Baldasseroni A, Carnevale F, Tomassini L. Med. Lav. 2013; 104(1): 73-80.

Affiliation

CeRIMP, Regione Toscana, Firenze. alberto.baldasseroni@asf.toscana.it

Copyright

(Copyright © 2013, Società italiana di medicina del lavoro, Publisher Mattioli)

DOI

unavailable

PMID

23520889

Abstract

BACKGROUND: The example examined is Milan, Italy's main industrial city, where the great International Exhibition was held in 1906. This was the culmination of a period of accelerated industrial growth that modern-day historiography considers to be when Italy's first real industrial revolution began. The twenty-five years between the National Industrial Exhibition of 1881, which was also held in Milan, and the 1906 Exhibition truly reflected a period which was crucial for this transformation to take of.

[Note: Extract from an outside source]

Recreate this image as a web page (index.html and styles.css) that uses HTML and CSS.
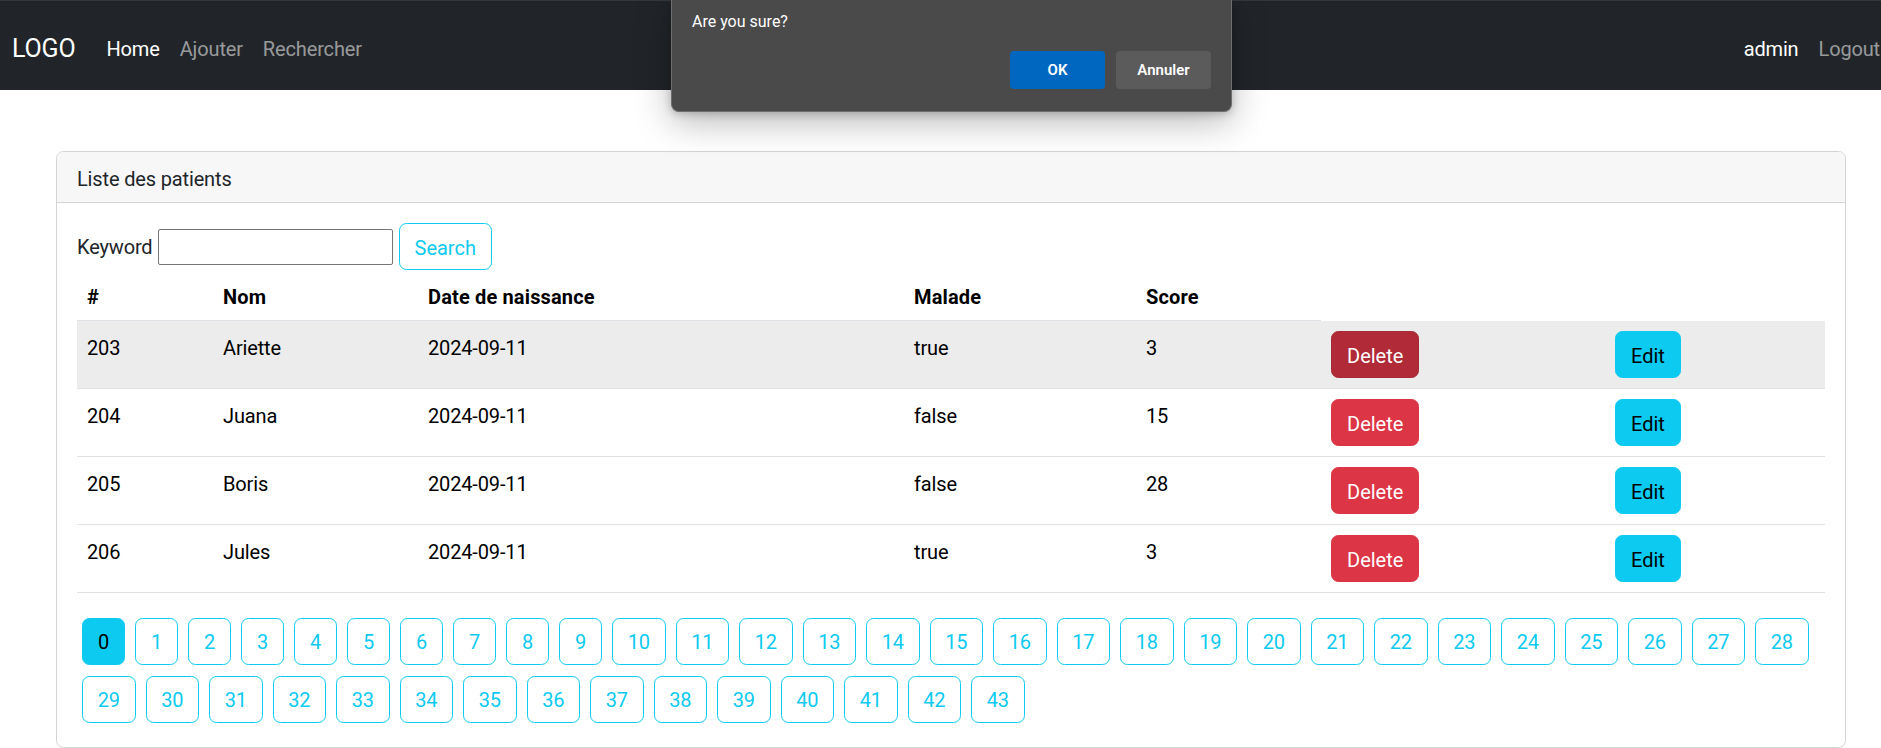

Alongside industry, which was then going through a phase of reorganization and development, Milanese civil society was increasingly turning its interest and attention to what was called the "social question". In an atmosphere of debate and exchange of ideas and experience with Turin, another major industrial city of the north and the birthplace of the Italian engineering and automobile industries, social organizations, political parties and trade unions began to be established thus heralding the Italian approach towards twentieth-century welfare. RESULTS: This is the context in which the first International Congress on Occupational Diseases was held in Milan from 9 to 14 June 1906 within the framework of the International Exhibition. The success achieved with this initiative. organized by Luigi Devoto and Malachia De Cristoforis, which was to continue with the founding of the International Permanent Commission on Occupational Health, showed that the time was ripe for a new subject to appear on the scene--the occupational health physician--who from then on was to play an important role in the promotion of workers' health. CONCLUSIONS: The article outlines the main features of the Italian industrial transformation at the turn of the new century with special attention focused on Milan, the capital of industry in Italy. It also describes the impact on public opinion caused by the events surrounding the epic construction of the transalpine railway tunnels which began in 1856 with the Mont Cenis tunnel, then the tragic enterprise of the St. Gotthard tunnel in 1883, ending in 1906 with the inauguration of the Simplon tunnel. The Milan congress is examined as well as the developments which, from then on, began increasingly to give physicians specialised in occupational diseases a higher profile in events of an international nature in the defence of workers' health but also in the interests of economic development.